Y es que parece claro que lo que está en juego en este proceso no son solo los principios de igualdad ante la ley, de presunción de inocencia, o de tutela judicial efectiva. Estos temas, y otros muchos de igual trascendencia constitucional, son debatidos cada día en todos los juzgados y tribunales del país sin que tengan ninguna trascendencia más allá de las personas a las que afectan. Y, probablemente, la relevancia de este proceso tampoco radique en que uno de los imputados sea el duque de Palma, esposo de la infanta Cristina y yerno del Rey. Lo que importa en este juicio es saber si la sociedad española tiene derecho a conocer la verdadera o falsa implicación del jefe del Estado en los ilícitos negocios de unos presuntos rufianes, que usaron su nombre como moneda de cambio para enriquecerse, y vuelven a usarlo ahora para intentar librarse de la cárcel.

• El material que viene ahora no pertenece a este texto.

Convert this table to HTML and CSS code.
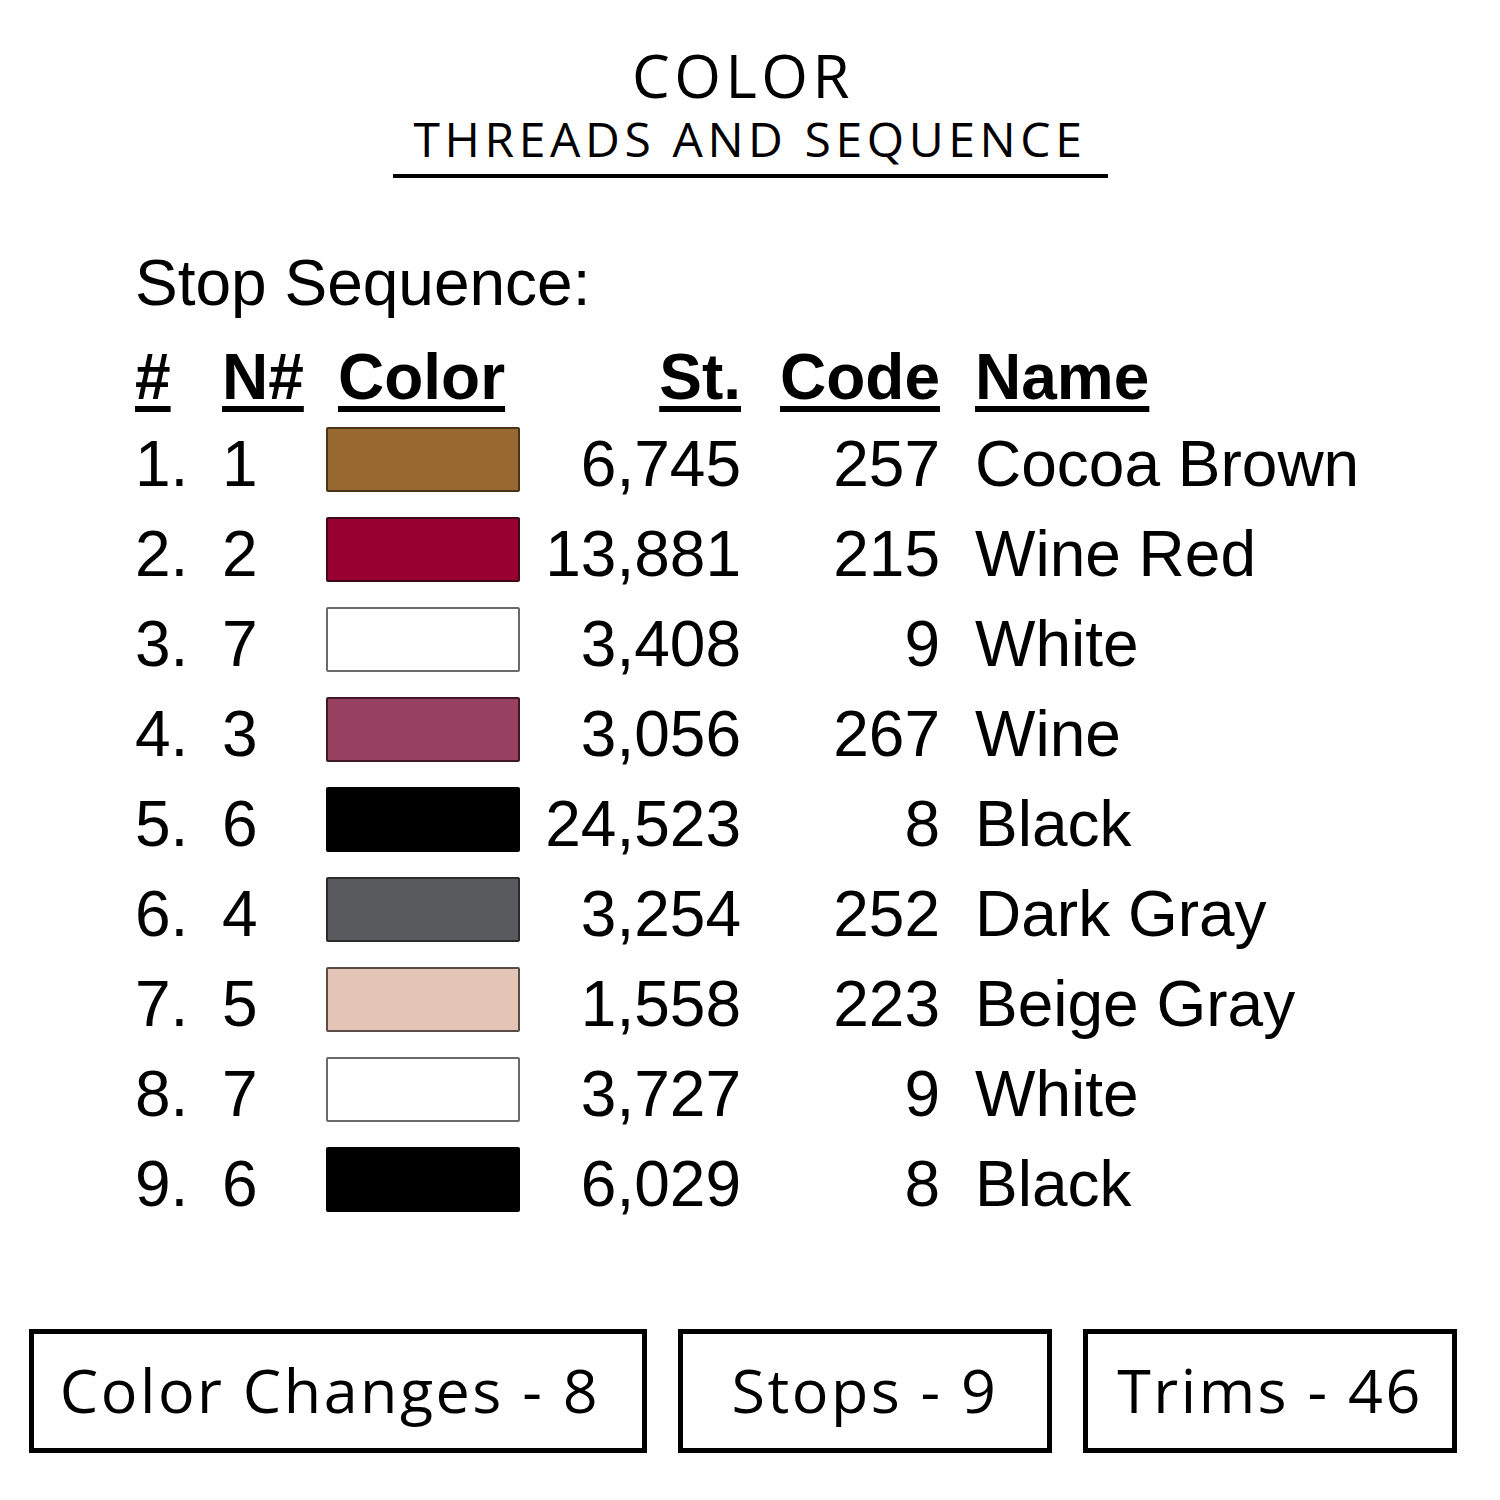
FILE: index.html
```html
<!DOCTYPE html>
<html>
<head>
<meta charset="utf-8">
<link rel="stylesheet" href="styles.css">
</head>
<body>
<div class="page">
  <header class="title">
    <div class="title-main">COLOR</div>
    <div class="title-sub">THREADS AND SEQUENCE</div>
  </header>

  <section class="sequence">
    <div class="seq-label">Stop Sequence:</div>
    <div class="table">
      <div class="row head">
        <span class="c-num"><u>#</u></span>
        <span class="c-n"><u>N#</u></span>
        <span class="c-color"><u>Color</u></span>
        <span class="c-st"><u>St.</u></span>
        <span class="c-code"><u>Code</u></span>
        <span class="c-name"><u>Name</u></span>
      </div>
      <div class="row">
        <span class="c-num">1.</span><span class="c-n">1</span>
        <span class="c-color"><i class="sw sw-brown"></i></span>
        <span class="c-st">6,745</span><span class="c-code">257</span><span class="c-name">Cocoa Brown</span>
      </div>
      <div class="row">
        <span class="c-num">2.</span><span class="c-n">2</span>
        <span class="c-color"><i class="sw sw-winered"></i></span>
        <span class="c-st">13,881</span><span class="c-code">215</span><span class="c-name">Wine Red</span>
      </div>
      <div class="row">
        <span class="c-num">3.</span><span class="c-n">7</span>
        <span class="c-color"><i class="sw sw-white"></i></span>
        <span class="c-st">3,408</span><span class="c-code">9</span><span class="c-name">White</span>
      </div>
      <div class="row">
        <span class="c-num">4.</span><span class="c-n">3</span>
        <span class="c-color"><i class="sw sw-wine"></i></span>
        <span class="c-st">3,056</span><span class="c-code">267</span><span class="c-name">Wine</span>
      </div>
      <div class="row">
        <span class="c-num">5.</span><span class="c-n">6</span>
        <span class="c-color"><i class="sw sw-black"></i></span>
        <span class="c-st">24,523</span><span class="c-code">8</span><span class="c-name">Black</span>
      </div>
      <div class="row">
        <span class="c-num">6.</span><span class="c-n">4</span>
        <span class="c-color"><i class="sw sw-darkgray"></i></span>
        <span class="c-st">3,254</span><span class="c-code">252</span><span class="c-name">Dark Gray</span>
      </div>
      <div class="row">
        <span class="c-num">7.</span><span class="c-n">5</span>
        <span class="c-color"><i class="sw sw-beige"></i></span>
        <span class="c-st">1,558</span><span class="c-code">223</span><span class="c-name">Beige Gray</span>
      </div>
      <div class="row">
        <span class="c-num">8.</span><span class="c-n">7</span>
        <span class="c-color"><i class="sw sw-white"></i></span>
        <span class="c-st">3,727</span><span class="c-code">9</span><span class="c-name">White</span>
      </div>
      <div class="row">
        <span class="c-num">9.</span><span class="c-n">6</span>
        <span class="c-color"><i class="sw sw-black"></i></span>
        <span class="c-st">6,029</span><span class="c-code">8</span><span class="c-name">Black</span>
      </div>
    </div>
  </section>

  <footer class="stats">
    <div class="stat stat-wide">Color Changes - 8</div>
    <div class="stat">Stops - 9</div>
    <div class="stat">Trims - 46</div>
  </footer>
</div>
</body>
</html>
```

FILE: styles.css
```css
html, body {
  margin: 0;
  padding: 0;
  background: #ffffff;
}

.page {
  width: 1500px;
  height: 1500px;
  position: relative;
  color: #000;
}

.title {
  width: 715px;
  margin: 0 auto;
  padding-top: 42px;
  border-bottom: 4px solid #000;
  text-align: center;
  font-family: "Open Sans", "DejaVu Sans", sans-serif;
}

.title-main {
  font-size: 60px;
  line-height: 66px;
  font-weight: 500;
  letter-spacing: 4.5px;
  padding-right: 14px;
}

.title-sub {
  font-size: 48px;
  line-height: 56px;
  font-weight: 400;
  letter-spacing: 4.6px;
  padding-top: 3px;
  padding-bottom: 7px;
}

.sequence {
  padding-left: 135px;
  font-family: "Liberation Sans", Arial, sans-serif;
  font-size: 64px;
}

.seq-label {
  margin-top: 65px;
  line-height: 80px;
}

.table {
  margin-top: 11px;
}

.row {
  display: grid;
  grid-template-columns: 87px 104px 194px 221px 199px auto;
  column-gap: 0;
  height: 90px;
  line-height: 90px;
  align-items: center;
  white-space: nowrap;
}

.row.head {
  font-weight: bold;
  height: 85px;
  line-height: 87px;
}

.row u {
  text-decoration-thickness: 6px;
  text-underline-offset: 7px;
}

.c-num, .c-n, .c-name {
  text-align: left;
}

.head .c-color {
  padding-left: 12px;
}

.c-st, .c-code {
  text-align: right;
}

.c-name {
  padding-left: 35px;
}

.c-color {
  display: flex;
  align-items: center;
}

.sw {
  display: block;
  width: 194px;
  height: 65px;
  box-sizing: border-box;
  border: 2px solid #3a3a3a;
  border-radius: 2px;
  margin-top: -9px;
}

.sw-brown { background: #976930; border-color: #4a3417; }
.sw-winered { background: #990032; border-color: #3e0a17; }
.sw-white { background: #ffffff; border-color: #6a6a6a; }
.sw-wine { background: #984060; border-color: #3e1a27; }
.sw-black { background: #000000; border-color: #000; }
.sw-darkgray { background: #595a5e; border-color: #2b2b2d; }
.sw-beige { background: #e4c4b6; border-color: #5a4b45; }

.stats {
  position: absolute;
  left: 29px;
  top: 1329px;
  display: flex;
  gap: 31px;
  font-family: "Open Sans", "DejaVu Sans", sans-serif;
}

.stat {
  box-sizing: border-box;
  width: 374px;
  height: 124px;
  border: 5px solid #000;
  display: flex;
  align-items: center;
  justify-content: center;
  font-size: 61px;
  line-height: 1;
  letter-spacing: 2.5px;
  padding-bottom: 4px;
}

.stat-wide {
  width: 618px;
  padding-right: 16px;
}
```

Por ello es necesario que el Poder Judicial, único garante de la justicia que emana del pueblo -según proclama la Constitución-, impida el pacto de silencio que ha sido anunciado a gritos por todos los medios de comunicación españoles y que, inevitablemente, sobrevuela la Casa Real a lomos de una sombra siniestra, que podría llegar a ser despiadada. El Rey, como en los cuentos de hadas, no debería temerle a la verdad de la historia sino a las mentiras ocultas en ella. Demostrado está, y él lo sabe, que la certeza se olvida y se disculpa, pero la sospecha se hace eterna, y rara vez se perdona.